Firsts
- Put a tag in a calf’s ear.
- Notched that same calf’s other ear.
- Burnt pastures.
- Watched as Dad “put down” a cow with a broken hip.
- Took down a section of old barbed-wire fence.
- Made the rounds of feeding cattle.
The average American farmer is now an old man whose sons have moved away to the cities. His knowledge, and his intimate connection with the land, are about to be lost.
One of the most regrettable things about the industrialization of work is the segregation of children. As industrial work excludes the dead by social mobility and technological change, it excludes the children by haste and danger. The small scale and the handwork of our tobacco cutting permit margins both temporal and spatial that accommodate the play of children. The children play at the grown-up’s work, as well as at their own play. In their play the children learn to work; they learn to know their elders and their country. And the presence of playing children means invariably that the grown-ups play too from time to time.
The fact that I am now, as a forty-year-old, accomplishing some of these “firsts” that might have been accomplished long ago is indicative of the extent to which my own childhood was “segregated.” As a child and an adolescent, I saw that segregation as a blessing. As a younger man, I rarely thought about it. Now, however, I find myself lamenting the fact that I was so completely excluded from the work of my dad.
There’s an Angus Ambassador?
Last Thursday, the weather was wet and the creek was high, so Dad decided we should grab the kids and head to a bull sale over in Fredonia. A ranch down in this area that runs registered Angus cattle was selling about 80 bulls and a few high-end cows. I’d been to several cattle barns and livestock sales, of course, but I had never been to one that was quite this specialized. It’s a little bizarre. The sale included a twenty- to thirty-page program printed on glossy paper, with key stats for the registered bulls, almost like the batting averages or RBIs on the back of baseball cards. The stats included averages and scores related to everything from the birth weights of a bull’s progeny to ultrasound readings reflecting the muscle mass of the rib eye. The beginning of the program included a list of the ranch’s “Reference Sires,” the notable ancestors for the various bulls in the sale. If you’re at all familiar with horse racing (i.e., watch coverage of the Kentucky Derby or something), then you might have a sense of what I’m talking about. Otherwise, I suspect the whole thing would seem rather arcane and bizarre. I’m thinking there’s an essay in the whole experience—perhaps something akin to Susan Orlean’s “Lifelike” (BAE 2004) or David Foster Wallace’s “Consider the Lobster” (BAE 2005).

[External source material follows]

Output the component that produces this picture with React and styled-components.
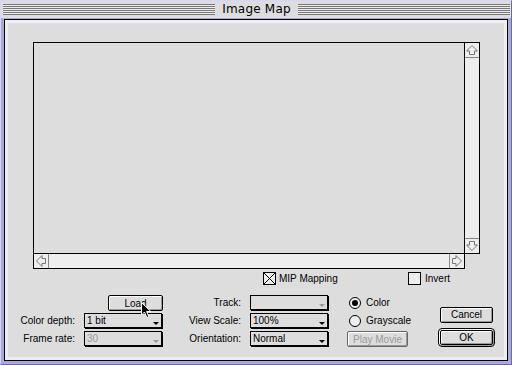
import React from "react";
import styled, { createGlobalStyle } from "styled-components";

const Global = createGlobalStyle`
  html, body { margin: 0; padding: 0; background: #fff; }
  body {
    font-family: "Liberation Sans", Arial, sans-serif;
    font-size: 10px;
    color: #000;
  }
  * { box-sizing: border-box; }
`;

const Window = styled.div`
  width: 512px;
  height: 365px;
  border: 1px solid;
  border-color: #d4d4ff #6b6ba3 #6b6ba3 #d4d4ff;
  background: #a9a9dc;
  padding: 0 3px 3px;
  display: flex;
  flex-direction: column;
`;

const TitleBar = styled.div`
  height: 17px;
  margin: 0 -3px 1px;
  padding: 0 1px 0 2px;
  background: #dddddd;
  display: flex;
  align-items: center;
`;

const Stripes = styled.div`
  flex: 1;
  height: 11px;
  background: repeating-linear-gradient(to bottom, #777 0 1px, #eee 1px 2px);
`;

const Title = styled.div`
  padding: 0 7px;
  font-family: "DejaVu Sans", sans-serif;
  font-size: 12px;
  line-height: 17px;
  letter-spacing: 0.2px;
`;

const Frame = styled.div`
  flex: 1;
  border: 1px solid #000;
  padding: 3px;
  background: #eeeeee;
  display: flex;
`;

const Content = styled.div`
  flex: 1;
  background: #dddddd;
  padding-top: 19px;
  display: flex;
  flex-direction: column;
`;

const ImageFrame = styled.div`
  margin-left: 25px;
  display: grid;
  grid-template-columns: 432px 15px;
  grid-template-rows: 212px 15px;
`;

const ImageArea = styled.div`
  border: 1px solid #000;
  background: #dddddd;
`;

const VScroll = styled.div`
  border: 1px solid #000;
  border-left: none;
  background: #eeeeee;
  display: flex;
  flex-direction: column;
  justify-content: space-between;
`;

const HScroll = styled.div`
  border: 1px solid #000;
  border-top: none;
  background: #eeeeee;
  display: flex;
  justify-content: space-between;
`;

const ArrowBox = styled.div`
  width: 14px;
  height: 14px;
  display: flex;
  ${(p) => p.$edge === "bottom" && "border-bottom: 1px solid #888; height: 15px;"}
  ${(p) => p.$edge === "top" && "border-top: 1px solid #888; height: 15px;"}
  ${(p) => p.$edge === "right" && "border-right: 1px solid #888; width: 15px;"}
  ${(p) => p.$edge === "left" && "border-left: 1px solid #888; width: 15px;"}
`;

const rot = { up: 0, right: 90, down: 180, left: 270 };

function Arrow({ dir, edge }) {
  return (
    <ArrowBox $edge={edge}>
      <svg width="14" height="14" viewBox="0 0 14 14">
        <g transform={`rotate(${rot[dir]} 7 7)`}>
          <polygon
            points="7,2.5 12.5,8 9.5,8 9.5,11.5 4.5,11.5 4.5,8 1.5,8"
            fill="none"
            stroke="#777"
            strokeWidth="1"
          />
        </g>
      </svg>
    </ArrowBox>
  );
}

const OptionsRow = styled.div`
  margin-top: 3px;
  padding-left: 255px;
  display: grid;
  grid-template-columns: 145px auto;
  height: 13px;
`;

const CheckItem = styled.label`
  display: flex;
  align-items: center;
  gap: ${(p) => p.$gap || 4}px;
  line-height: 13px;
`;

const Box = styled.span`
  width: 13px;
  height: 13px;
  border: 1px solid #000;
  background: #eeeeee;
  display: block;
`;

function CheckBox({ checked }) {
  return (
    <Box>
      {checked && (
        <svg width="11" height="11" viewBox="0 0 11 11" style={{ display: "block" }}>
          <path d="M0 0 L11 11 M11 0 L0 11" stroke="#000" strokeWidth="1" />
        </svg>
      )}
    </Box>
  );
}

const Controls = styled.div`
  margin-top: 10px;
  display: grid;
  grid-template-columns: 67px 79px 69px 79px 91px 57px;
  grid-template-rows: repeat(3, 16px);
  column-gap: 9px;
  row-gap: 2px;
`;

const Label = styled.div`
  text-align: right;
  line-height: 16px;
  white-space: nowrap;
`;

const Popup = styled.div`
  width: 78px;
  height: 15px;
  border: 1px solid #000;
  box-shadow: 1px 1px 0 #000;
  background: #dddddd;
  padding: 0 2px 0 2px;
  display: flex;
  justify-content: space-between;
  line-height: 13px;
  color: ${(p) => (p.$disabled ? "#999" : "#000")};
`;

const Tri = styled.span`
  align-self: flex-end;
  margin-bottom: 2px;
  width: 0;
  height: 0;
  border-left: 3px solid transparent;
  border-right: 3px solid transparent;
  border-top: 3px solid ${(p) => (p.$disabled ? "#999" : "#000")};
`;

function PopupMenu({ value, disabled }) {
  return (
    <Popup $disabled={disabled}>
      <span>{value}</span>
      <Tri $disabled={disabled} />
    </Popup>
  );
}

const Button = styled.button`
  font: inherit;
  font-size: 10px;
  width: ${(p) => p.$w || 55}px;
  height: 16px;
  padding: 0;
  border: 1px solid ${(p) => (p.disabled ? "#666" : "#000")};
  border-radius: 2px;
  background: #dddddd;
  color: ${(p) => (p.disabled ? "#999" : "#000")};
  box-shadow: inset 1px 1px 0 #fff, inset -1px -1px 0 #999;
  line-height: 13px;
`;

const LoadCell = styled.div`
  justify-self: end;
  position: relative;
`;

const Cursor = styled.svg`
  position: absolute;
  left: 33px;
  top: 7px;
`;

const RadioItem = styled.div`
  display: flex;
  align-items: center;
  gap: 5px;
  padding-left: 11px;
  line-height: 16px;
`;

const Circle = styled.span`
  width: 12px;
  height: 12px;
  border: 1px solid #000;
  border-radius: 50%;
  background: #eeeeee;
  display: flex;
  align-items: center;
  justify-content: center;
  &::after {
    content: "";
    display: ${(p) => (p.$on ? "block" : "none")};
    width: 6px;
    height: 6px;
    border-radius: 50%;
    background: #000;
  }
`;

const PlayCell = styled.div`
  padding-left: 9px;
`;

const ButtonColumn = styled.div`
  grid-column: 6;
  grid-row: 1 / span 3;
  padding-top: 12px;
  display: flex;
  flex-direction: column;
  align-items: center;
  gap: 5px;
`;

const DefaultRing = styled.div`
  width: 57px;
  height: 20px;
  border: 1px solid #000;
  border-radius: 4px;
  padding: 1px;
  background: #dddddd;
  box-shadow: inset 1px 1px 0 #fff, inset -1px -1px 0 #999;
  display: flex;
  & > button {
    width: 100%;
    height: 100%;
  }
`;

export default function App() {
  return (
    <>
      <Global />
      <Window>
        <TitleBar>
          <Stripes />
          <Title>Image Map</Title>
          <Stripes />
        </TitleBar>
        <Frame>
          <Content>
            <ImageFrame>
              <ImageArea />
              <VScroll>
                <Arrow dir="up" edge="bottom" />
                <Arrow dir="down" edge="top" />
              </VScroll>
              <HScroll>
                <Arrow dir="left" edge="right" />
                <Arrow dir="right" edge="left" />
              </HScroll>
            </ImageFrame>

            <OptionsRow>
              <CheckItem $gap={3}>
                <CheckBox checked />
                MIP Mapping
              </CheckItem>
              <CheckItem>
                <CheckBox />
                Invert
              </CheckItem>
            </OptionsRow>

            <Controls>
              <div />
              <LoadCell>
                <Button>Load</Button>
                <Cursor width="11" height="17" viewBox="0 0 11 17">
                  <path
                    d="M0.5 0.5 L0.5 13 L3.5 10 L5.8 15.5 L7.8 14.6 L5.6 9.5 L9.8 9.5 Z"
                    fill="#000"
                    stroke="#fff"
                    strokeWidth="1"
                  />
                </Cursor>
              </LoadCell>
              <Label>Track:</Label>
              <PopupMenu value="" disabled />
              <RadioItem>
                <Circle $on />
                Color
              </RadioItem>
              <ButtonColumn>
                <Button $w={53}>Cancel</Button>
                <DefaultRing>
                  <Button>OK</Button>
                </DefaultRing>
              </ButtonColumn>

              <Label>Color depth:</Label>
              <PopupMenu value="1 bit" />
              <Label>View Scale:</Label>
              <PopupMenu value="100%" />
              <RadioItem>
                <Circle />
                Grayscale
              </RadioItem>

              <Label>Frame rate:</Label>
              <PopupMenu value="30" disabled />
              <Label>Orientation:</Label>
              <PopupMenu value="Normal" />
              <PlayCell>
                <Button $w={61} disabled>
                  Play Movie
                </Button>
              </PlayCell>
            </Controls>
          </Content>
        </Frame>
      </Window>
    </>
  );
}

As we were sitting in the sale barn, eating our complimentary lunch, and waiting for the sale to begin, a young woman walked in wearing a tiara. Kind of surreal. Later, after she had donned a leather sash (think of a cross between the Miss USA pagent and the National Finals Rodeo), I gathered that the young woman was the “Angus Ambassador.” Who knew?
The Writing Life
Quite apart from the challenges of time management (both the weakness I have cultivated over my life and the demands of ranching, fathering, and trying to write), the writing life during my stay in Kansas has been frustrating. Some of these frustrations have to do with audience. (Who is the audience for the essays I’m envisioning? Why would that audience be interested in what I have to say?) I’m trying to keep reminding myself about Peter Elbow’s article on ignoring audience, trying to realize that concerns of audience are a bit premature. Another frustration is focus. Because I’m thinking about these essays as a collection, and because at least six of those essays (not counting any new possibilities that might surface along the way) are related to the family ranch in one way or another, I find myself jumping mentally from one idea to the other without taking/making the time to really dive in on any of them.
Then, this evening, I picked up Essays of E. B. White, which I checked out from the Independence library, and encountered what I believe will be a new friend. To my recollection, I had never read any of White’s essays. Having now read only the foreward and the first essay (“Good-Bye to Forty-Eighth Street”), I’m hooked—both consoled and encouraged.
From the forward:
The essayist is a self-liberated man, sustained by the childish belief that everything he thinks about, everything that happens to him, is of general interest.
Can’t help but wonder what E. B. White would think about blogging.
A writer who has his sights trained on the Nobel Prize or other earthly triumphs had best write a novel, a poem, or a ply, and leave the essayist to ramble about, content with living a free life and enjoying the satisfactions of a somewhat undisciplined life.
While I can’t claim the title of “essayist,” I’m at least encouraged by the degree to which my life embodies the “rambl[ing] about” that White describes.
From “Good-Bye to Forty-Eighth Street”:
[…] I would rather have a ringside seat at a cattle sale than a box at the opera […]
1 comment:
I love your list of firsts. What a great experience for you.
I feel with your frustration over diving into your writing. I've spent two months hovering over a writing project without finding the motivation or focus to get into it. Finally started working on it seriously this week. Hope it doesn't take you quite so long!